By Jeff Ficker
Updated: January 20, 2017
Luc Novovitch / Alamy

For more than 2,000 years, Native Americans have made their home in Southern Arizona. The Phoenix-Scottsdale area’s original inhabitants, the Hohokam, first arrived around 100 AD and cultivated the land with a well-engineered system of canals. Since then, dozens of native tribes have flourished in the Sonoran Desert, including today’s Salt River Pima–Maricopa Indian Community, whose land forms the eastern boarder of south Scottsdale. The long-underappreciated cultures of these native people had been reduced to a series of clichés in the 20th century, reinforced by Western films and Route 66 tourist traps. Today, though, native communities are showcasing their rich history and art, and organizations like the Heard Museum serve as vibrant cultural centers. In January through early April, the Fort McDowell Yavapai Nation presents Native Trails, a free event that features pow wow and hoop dancing, as well native artists and vendors, on Thursdays and Saturdays at Scottsdale Civic Center Park. These festivals and the recommendations below offer diverse survey of native culture.
 

Heard Museum

The Southwest’s premier center for indigenous people, the Heard exhibits a vast collection of Native American art and cultural artifacts, including paintings, sculpture, textiles and beadwork, pottery, baskets and jewelry. The museum also hosts a variety of festivals and events year-round, and its gift shop sells traditional and contemporary works directly from Native American artists.

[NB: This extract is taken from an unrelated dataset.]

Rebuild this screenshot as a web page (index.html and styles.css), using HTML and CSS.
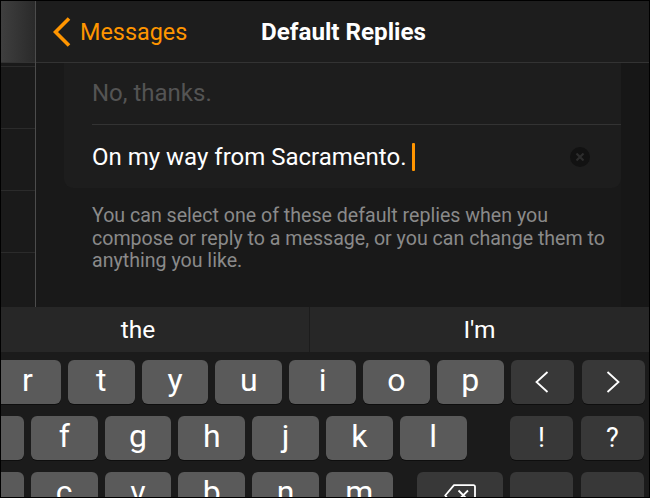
FILE: index.html
```html
<!DOCTYPE html>
<html>
<head>
<meta charset="utf-8">
<link rel="stylesheet" href="styles.css">
</head>
<body>
<div class="screen">
  <div class="top">
    <div class="sidebar">
      <div class="side-nav"></div>
      <div class="side-list">
        <div class="side-row first"></div>
        <div class="side-row"></div>
        <div class="side-row"></div>
        <div class="side-row"></div>
      </div>
    </div>
    <div class="main">
      <header class="navbar">
        <div class="back">
          <svg class="chev" width="18" height="30" viewBox="0 0 18 30"><polyline points="16,1.5 2.5,15 16,28.5" fill="none" stroke="#ff9500" stroke-width="3.6"/></svg>
          <span>Messages</span>
        </div>
        <h1 class="title">Default Replies</h1>
      </header>
      <div class="content">
        <div class="scroll">
          <div class="card">
            <div class="row placeholder"><span>No, thanks.</span></div>
            <div class="row editing">
              <span class="value">On my way from Sacramento.</span><span class="caret"></span>
              <svg class="clear" width="22" height="22" viewBox="0 0 22 22"><circle cx="11" cy="11" r="10" fill="#121212"/><path d="M7.5 7.5 L14.5 14.5 M14.5 7.5 L7.5 14.5" stroke="#2d2d2d" stroke-width="2.2"/></svg>
            </div>
          </div>
          <p class="footer">You can select one of these default replies when you compose or reply to a message, or you can change them to anything you like.</p>
        </div>
        <div class="gutter"></div>
      </div>
    </div>
  </div>
  <div class="keyboard">
    <div class="suggest">
      <div class="cell left">the</div>
      <div class="cell right">I'm</div>
    </div>
    <div class="keyrow r1">
      <div class="key">r</div><div class="key">t</div><div class="key">y</div><div class="key">u</div><div class="key">i</div><div class="key">o</div><div class="key">p</div>
      <div class="specials">
        <div class="key dark"><svg width="14" height="22" viewBox="0 0 14 22"><polyline points="12.5,1 1.5,11 12.5,21" fill="none" stroke="#fff" stroke-width="1.8"/></svg></div>
        <div class="key dark"><svg width="14" height="22" viewBox="0 0 14 22"><polyline points="1.5,1 12.5,11 1.5,21" fill="none" stroke="#fff" stroke-width="1.8"/></svg></div>
      </div>
    </div>
    <div class="keyrow r2">
      <div class="key">d</div><div class="key">f</div><div class="key">g</div><div class="key">h</div><div class="key">j</div><div class="key">k</div><div class="key">l</div>
      <div class="specials">
        <div class="key dark punct">!</div>
        <div class="key dark punct">?</div>
      </div>
    </div>
    <div class="keyrow r3">
      <div class="key">x</div><div class="key">c</div><div class="key">v</div><div class="key">b</div><div class="key">n</div><div class="key">m</div>
      <div class="key dark del"><svg width="32" height="23" viewBox="0 0 32 23"><path d="M10 1.2 H29.5 A1.5 1.5 0 0 1 31 2.7 V20.3 A1.5 1.5 0 0 1 29.5 21.8 H10 L1.2 11.5 Z" fill="none" stroke="#fff" stroke-width="1.8" stroke-linejoin="round"/><path d="M14.5 6.5 L24 16 M24 6.5 L14.5 16" stroke="#fff" stroke-width="1.8"/></svg></div>
      <div class="specials">
        <div class="key dark"></div>
        <div class="key dark"></div>
      </div>
    </div>
  </div>
</div>
</body>
</html>
```

FILE: styles.css
```css
* { box-sizing: border-box; }
html, body { margin: 0; padding: 0; background: #000; }
body { width: 650px; height: 498px; overflow: hidden; }

.screen {
  width: 650px;
  height: 498px;
  border: 1px solid #000;
  display: flex;
  flex-direction: column;
  font-family: "Roboto", "Liberation Sans", sans-serif;
  background: #1a1a1a;
  overflow: hidden;
}

.top {
  height: 306px;
  display: flex;
  flex: none;
}

.sidebar {
  width: 35px;
  border-right: 1px solid #4c4c4c;
  display: flex;
  flex-direction: column;
  background: #1a1a1a;
}
.side-nav {
  height: 62px;
  border-bottom: 1px solid #333;
  background: linear-gradient(90deg, #3f3f3f 0%, #2a2a2a 100%);
}
.side-list { flex: 1; }
.side-row {
  height: 62px;
  border-bottom: 1px solid #2b2b2b;
}
.side-row.first { height: 4px; }

.main {
  flex: 1;
  display: flex;
  flex-direction: column;
}

.navbar {
  height: 62px;
  border-bottom: 1px solid #333;
  background: #1d1d1d;
  position: relative;
  display: flex;
  align-items: center;
  justify-content: center;
}
.back {
  position: absolute;
  left: 17px;
  top: 0;
  height: 61px;
  display: flex;
  align-items: center;
  gap: 9px;
  color: #ff9500;
  font-size: 23.4px;
}
.chev { display: block; margin-top: 1px; }
.title {
  margin: 0 0 0 2px;
  color: #fff;
  font-size: 24.2px;
  font-weight: 700;
}

.content {
  flex: 1;
  display: flex;
  background: #191919;
}
.scroll {
  flex: 1;
  padding: 0 0 0 28px;
}
.gutter {
  width: 28px;
  background: #171717;
}

.card {
  background: #1d1d1d;
  border-radius: 0 0 9px 9px;
  padding-left: 28px;
}
.row {
  display: flex;
  align-items: center;
  font-size: 24px;
}
.placeholder {
  height: 62px;
  border-bottom: 1px solid #333;
  color: #545454;
  padding-bottom: 1px;
}
.editing {
  height: 63px;
  color: #fff;
  padding-right: 30px;
}
.caret {
  width: 2.5px;
  height: 28px;
  background: #ff9500;
  margin-left: 6px;
  border-radius: 1px;
}
.clear { margin-left: auto; display: block; }

.footer {
  margin: 17px 0 0;
  padding-left: 28px;
  padding-right: 8px;
  color: #8a8a8a;
  font-size: 19.6px;
  line-height: 22.5px;
}

.keyboard {
  flex: 1;
  background: #1b1b1b;
  overflow: hidden;
}
.suggest {
  height: 45px;
  display: flex;
  background: #272727;
  color: #fff;
  font-size: 24.5px;
}
.cell {
  display: flex;
  align-items: center;
  justify-content: center;
}
.cell.left {
  margin-left: -34px;
  width: 343px;
  border-right: 1px solid #1c1c1c;
}
.cell.right { flex: 1; }

.keyrow {
  display: flex;
  gap: 7px;
  height: 44px;
  padding-right: 5px;
}
.r1 { margin: 8px 0 0 -7px; }
.r2 { margin: 12px 0 0 -44px; }
.r3 { margin: 12px 0 0 -44px; }

.key {
  width: 66.8px;
  height: 44px;
  flex: none;
  border-radius: 6px;
  background: #5a5a5a;
  box-shadow: 0 1px 0 #0e0e0e;
  color: #fff;
  font-size: 32px;
  display: flex;
  align-items: center;
  justify-content: center;
  padding-bottom: 4px;
}
.key.dark {
  background: #383838;
  width: 63px;
  padding-bottom: 0;
}
.key.punct { font-size: 27px; }
.key.del {
  width: 86px;
  margin-left: 17px;
  padding-top: 2px;
}
.specials {
  margin-left: auto;
  display: flex;
  gap: 8px;
}
```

Pueblo Grande Museum and Archaeological Park

See where Phoenix got its start. The Hohokam first settled at Pueblo Grande around 450 AD, and over the next thousand years, the village grew to as many 2,500 residents. Today, the archaeological site and museum chronicles the Hohokam people, their ingenious irrigation system and architecture, and artifacts, like their unique red-on-buff pottery. 

Kai

Get a literal taste of Native American culture at Kai, which means “seed” in the Pima language. The restaurant at the Sheraton Wild Horse Pass Resort south of Phoenix incorporates indigenous plants grown on the Gila River Indian Community’s land. The innovative Southwestern menu has earned Kai the distinction of being Arizona’s only five-star, five-diamond restaurant. 

River Trading Post

White oak floors, a pressed-tin ceiling and lots of natural light help this modern shop selling Native American artwork and artifacts avoid the tourist-trap feel of similar stores in Scottsdale. You’ll find pottery and baskets, Navajo textiles and Hopi Kachina, as well as an extensive jewelry collection with new and vintage pieces, set with natural materials like turquoise and coral.

Deer Valley Rock Art Center

This 47-acre park in Northwest Phoenix preserves some 1,500 petroglyphs, ranging from abstract symbols and shapes to animal and human figures. For more than a thousand years, indigenous people have left these markings on the site’s black basalt boulders. The beautifully designed center provides an informative overview and offers visitors (much-recommended) binoculars for a $1 rental.